## Aim of the exercise:
The exercise asks you to copy every line below in which "screenshot" appears.
──────── Data for this task
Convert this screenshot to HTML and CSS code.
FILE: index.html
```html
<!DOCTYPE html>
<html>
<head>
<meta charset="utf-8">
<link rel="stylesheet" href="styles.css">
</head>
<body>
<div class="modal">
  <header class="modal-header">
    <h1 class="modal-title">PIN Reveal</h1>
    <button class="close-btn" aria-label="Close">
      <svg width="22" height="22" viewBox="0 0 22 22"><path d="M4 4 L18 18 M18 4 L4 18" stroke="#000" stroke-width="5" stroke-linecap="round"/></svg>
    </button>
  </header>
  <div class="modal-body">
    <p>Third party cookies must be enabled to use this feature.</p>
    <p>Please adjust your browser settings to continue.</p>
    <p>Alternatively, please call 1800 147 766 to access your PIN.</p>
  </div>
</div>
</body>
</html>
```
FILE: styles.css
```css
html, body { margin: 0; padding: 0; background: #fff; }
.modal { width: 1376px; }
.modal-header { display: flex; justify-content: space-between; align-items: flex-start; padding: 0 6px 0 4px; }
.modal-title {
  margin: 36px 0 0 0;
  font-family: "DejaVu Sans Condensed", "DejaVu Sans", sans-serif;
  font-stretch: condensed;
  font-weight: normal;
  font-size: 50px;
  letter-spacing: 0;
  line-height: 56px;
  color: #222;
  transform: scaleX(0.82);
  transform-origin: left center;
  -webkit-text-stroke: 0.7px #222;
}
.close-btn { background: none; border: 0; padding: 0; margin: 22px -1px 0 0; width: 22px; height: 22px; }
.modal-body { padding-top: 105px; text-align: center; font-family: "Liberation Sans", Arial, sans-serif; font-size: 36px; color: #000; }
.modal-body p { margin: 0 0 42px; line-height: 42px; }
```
────────────────
──────── Data for this task
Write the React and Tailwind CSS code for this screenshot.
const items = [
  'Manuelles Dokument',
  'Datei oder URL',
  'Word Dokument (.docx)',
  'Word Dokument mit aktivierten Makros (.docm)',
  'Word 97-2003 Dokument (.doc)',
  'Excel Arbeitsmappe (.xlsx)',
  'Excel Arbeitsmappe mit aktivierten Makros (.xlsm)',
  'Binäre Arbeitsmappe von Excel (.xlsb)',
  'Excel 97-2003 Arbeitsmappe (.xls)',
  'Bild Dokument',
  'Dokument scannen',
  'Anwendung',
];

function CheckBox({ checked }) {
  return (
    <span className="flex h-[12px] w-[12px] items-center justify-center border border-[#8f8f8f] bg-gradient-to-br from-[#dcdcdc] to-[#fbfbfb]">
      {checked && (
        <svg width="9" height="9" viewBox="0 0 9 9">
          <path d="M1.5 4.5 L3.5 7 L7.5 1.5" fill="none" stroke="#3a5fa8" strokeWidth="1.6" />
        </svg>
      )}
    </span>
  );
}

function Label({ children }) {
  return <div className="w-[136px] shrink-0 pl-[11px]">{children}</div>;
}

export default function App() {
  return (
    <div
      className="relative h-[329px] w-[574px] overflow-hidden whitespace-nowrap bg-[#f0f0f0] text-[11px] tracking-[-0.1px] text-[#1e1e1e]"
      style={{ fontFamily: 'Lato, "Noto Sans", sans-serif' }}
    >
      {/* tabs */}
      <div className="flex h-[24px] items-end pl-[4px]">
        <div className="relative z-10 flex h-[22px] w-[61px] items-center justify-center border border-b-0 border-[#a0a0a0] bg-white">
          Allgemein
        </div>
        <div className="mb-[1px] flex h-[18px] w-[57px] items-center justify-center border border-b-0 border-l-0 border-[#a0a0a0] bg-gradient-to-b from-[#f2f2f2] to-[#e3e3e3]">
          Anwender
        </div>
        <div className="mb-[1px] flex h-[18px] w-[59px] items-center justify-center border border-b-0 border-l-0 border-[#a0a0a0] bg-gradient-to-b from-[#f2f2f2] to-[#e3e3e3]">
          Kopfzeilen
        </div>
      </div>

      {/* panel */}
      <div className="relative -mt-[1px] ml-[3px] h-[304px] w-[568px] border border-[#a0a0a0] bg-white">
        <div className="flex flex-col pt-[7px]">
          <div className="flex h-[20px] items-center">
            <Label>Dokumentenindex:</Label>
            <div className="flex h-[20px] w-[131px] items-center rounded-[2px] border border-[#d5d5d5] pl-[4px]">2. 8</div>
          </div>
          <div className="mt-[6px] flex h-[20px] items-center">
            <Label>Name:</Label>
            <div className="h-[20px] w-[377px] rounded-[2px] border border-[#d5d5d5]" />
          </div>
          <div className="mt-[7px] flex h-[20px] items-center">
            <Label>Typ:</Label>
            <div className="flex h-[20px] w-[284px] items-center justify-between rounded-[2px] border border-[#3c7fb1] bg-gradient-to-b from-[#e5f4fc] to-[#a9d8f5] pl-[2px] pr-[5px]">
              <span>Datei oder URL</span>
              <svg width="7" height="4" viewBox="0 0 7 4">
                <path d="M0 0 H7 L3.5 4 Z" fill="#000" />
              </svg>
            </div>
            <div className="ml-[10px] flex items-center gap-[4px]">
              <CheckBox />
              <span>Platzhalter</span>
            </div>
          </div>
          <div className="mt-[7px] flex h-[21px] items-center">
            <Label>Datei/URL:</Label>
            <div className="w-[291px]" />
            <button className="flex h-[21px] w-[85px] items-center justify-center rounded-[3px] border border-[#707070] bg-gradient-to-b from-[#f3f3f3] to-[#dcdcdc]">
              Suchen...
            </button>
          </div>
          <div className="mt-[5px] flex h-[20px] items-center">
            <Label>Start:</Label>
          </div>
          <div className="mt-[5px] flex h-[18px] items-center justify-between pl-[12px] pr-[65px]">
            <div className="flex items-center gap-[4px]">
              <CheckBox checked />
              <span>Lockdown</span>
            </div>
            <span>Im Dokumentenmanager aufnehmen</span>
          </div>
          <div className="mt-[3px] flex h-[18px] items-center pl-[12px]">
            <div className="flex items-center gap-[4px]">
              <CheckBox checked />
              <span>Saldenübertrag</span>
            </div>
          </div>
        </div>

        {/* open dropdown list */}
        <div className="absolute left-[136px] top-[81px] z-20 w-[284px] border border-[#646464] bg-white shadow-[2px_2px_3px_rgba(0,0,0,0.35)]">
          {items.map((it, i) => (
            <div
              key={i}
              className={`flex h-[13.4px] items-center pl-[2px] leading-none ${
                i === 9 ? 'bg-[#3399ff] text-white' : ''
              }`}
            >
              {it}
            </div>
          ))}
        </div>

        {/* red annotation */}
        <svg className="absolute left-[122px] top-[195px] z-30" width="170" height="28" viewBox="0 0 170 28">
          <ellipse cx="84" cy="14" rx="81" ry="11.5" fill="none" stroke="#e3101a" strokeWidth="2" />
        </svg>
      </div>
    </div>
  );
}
────────────────
──────── Data for this task
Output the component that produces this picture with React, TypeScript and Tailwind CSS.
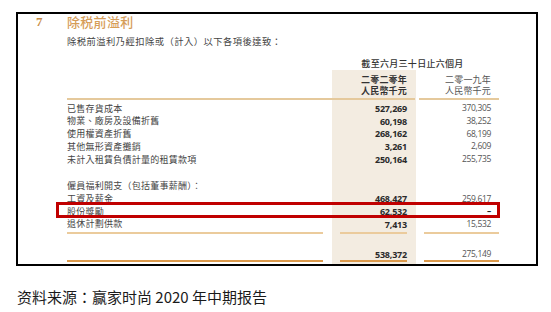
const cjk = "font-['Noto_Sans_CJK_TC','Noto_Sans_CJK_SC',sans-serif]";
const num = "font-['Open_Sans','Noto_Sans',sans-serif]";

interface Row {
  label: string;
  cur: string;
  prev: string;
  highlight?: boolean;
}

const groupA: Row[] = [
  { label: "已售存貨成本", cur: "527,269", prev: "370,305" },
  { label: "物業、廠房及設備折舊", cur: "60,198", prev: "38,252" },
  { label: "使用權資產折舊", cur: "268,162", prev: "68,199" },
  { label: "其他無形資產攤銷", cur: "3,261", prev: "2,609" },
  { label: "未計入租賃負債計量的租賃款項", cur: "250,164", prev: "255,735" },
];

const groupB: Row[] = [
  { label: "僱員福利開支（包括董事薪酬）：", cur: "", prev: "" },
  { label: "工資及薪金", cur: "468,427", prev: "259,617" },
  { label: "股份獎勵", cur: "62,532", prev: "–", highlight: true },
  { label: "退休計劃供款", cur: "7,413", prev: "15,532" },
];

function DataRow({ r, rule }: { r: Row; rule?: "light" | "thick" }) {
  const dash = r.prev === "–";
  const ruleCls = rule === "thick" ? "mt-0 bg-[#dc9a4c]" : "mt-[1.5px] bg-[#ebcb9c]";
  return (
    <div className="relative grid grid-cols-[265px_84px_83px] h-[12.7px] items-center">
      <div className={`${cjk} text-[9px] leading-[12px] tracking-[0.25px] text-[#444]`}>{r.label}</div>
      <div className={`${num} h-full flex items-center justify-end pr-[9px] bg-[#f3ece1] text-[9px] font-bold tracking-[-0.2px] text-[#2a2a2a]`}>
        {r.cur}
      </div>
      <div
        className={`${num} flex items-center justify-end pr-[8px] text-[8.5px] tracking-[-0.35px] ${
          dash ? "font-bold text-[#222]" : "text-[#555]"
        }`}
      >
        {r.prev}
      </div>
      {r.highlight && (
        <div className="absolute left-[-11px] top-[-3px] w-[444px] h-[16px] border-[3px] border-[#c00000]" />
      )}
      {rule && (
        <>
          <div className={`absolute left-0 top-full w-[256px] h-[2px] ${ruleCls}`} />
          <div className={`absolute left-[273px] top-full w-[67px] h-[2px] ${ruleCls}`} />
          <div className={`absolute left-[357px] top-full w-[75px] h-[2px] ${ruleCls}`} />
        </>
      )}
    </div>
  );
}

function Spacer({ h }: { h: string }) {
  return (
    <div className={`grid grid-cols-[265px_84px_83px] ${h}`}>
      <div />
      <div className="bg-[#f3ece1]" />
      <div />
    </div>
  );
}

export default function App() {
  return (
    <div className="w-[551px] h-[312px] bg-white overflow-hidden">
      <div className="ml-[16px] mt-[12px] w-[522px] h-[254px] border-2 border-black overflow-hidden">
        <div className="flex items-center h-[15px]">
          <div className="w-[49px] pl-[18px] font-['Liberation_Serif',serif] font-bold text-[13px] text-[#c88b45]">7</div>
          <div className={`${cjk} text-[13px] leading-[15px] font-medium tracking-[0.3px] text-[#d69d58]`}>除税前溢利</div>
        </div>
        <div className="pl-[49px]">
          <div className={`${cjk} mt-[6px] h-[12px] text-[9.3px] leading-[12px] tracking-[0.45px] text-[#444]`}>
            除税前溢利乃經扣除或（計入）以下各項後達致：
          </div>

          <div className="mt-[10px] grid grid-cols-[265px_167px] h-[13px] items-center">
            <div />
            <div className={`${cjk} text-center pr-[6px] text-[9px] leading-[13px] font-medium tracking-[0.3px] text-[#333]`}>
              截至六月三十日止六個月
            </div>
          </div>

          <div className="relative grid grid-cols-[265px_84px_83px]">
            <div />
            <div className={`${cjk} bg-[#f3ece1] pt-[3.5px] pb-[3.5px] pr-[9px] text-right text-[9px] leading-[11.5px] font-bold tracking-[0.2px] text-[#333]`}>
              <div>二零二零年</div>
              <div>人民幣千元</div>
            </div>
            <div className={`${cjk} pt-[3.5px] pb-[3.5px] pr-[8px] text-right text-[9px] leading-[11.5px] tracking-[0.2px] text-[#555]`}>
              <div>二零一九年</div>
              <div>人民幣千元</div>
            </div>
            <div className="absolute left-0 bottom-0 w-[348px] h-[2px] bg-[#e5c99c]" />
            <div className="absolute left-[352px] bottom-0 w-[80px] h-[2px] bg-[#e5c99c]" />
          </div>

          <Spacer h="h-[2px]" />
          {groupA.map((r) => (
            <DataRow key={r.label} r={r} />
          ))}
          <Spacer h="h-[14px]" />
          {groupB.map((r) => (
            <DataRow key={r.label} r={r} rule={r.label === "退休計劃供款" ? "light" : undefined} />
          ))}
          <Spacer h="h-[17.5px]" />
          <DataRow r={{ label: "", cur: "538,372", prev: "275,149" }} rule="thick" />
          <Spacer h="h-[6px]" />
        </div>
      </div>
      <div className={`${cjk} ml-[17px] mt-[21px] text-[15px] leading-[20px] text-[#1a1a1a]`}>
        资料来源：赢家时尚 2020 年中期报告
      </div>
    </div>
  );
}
────────────────
## The result:
Convert this screenshot to HTML and CSS code.
Write the React and Tailwind CSS code for this screenshot.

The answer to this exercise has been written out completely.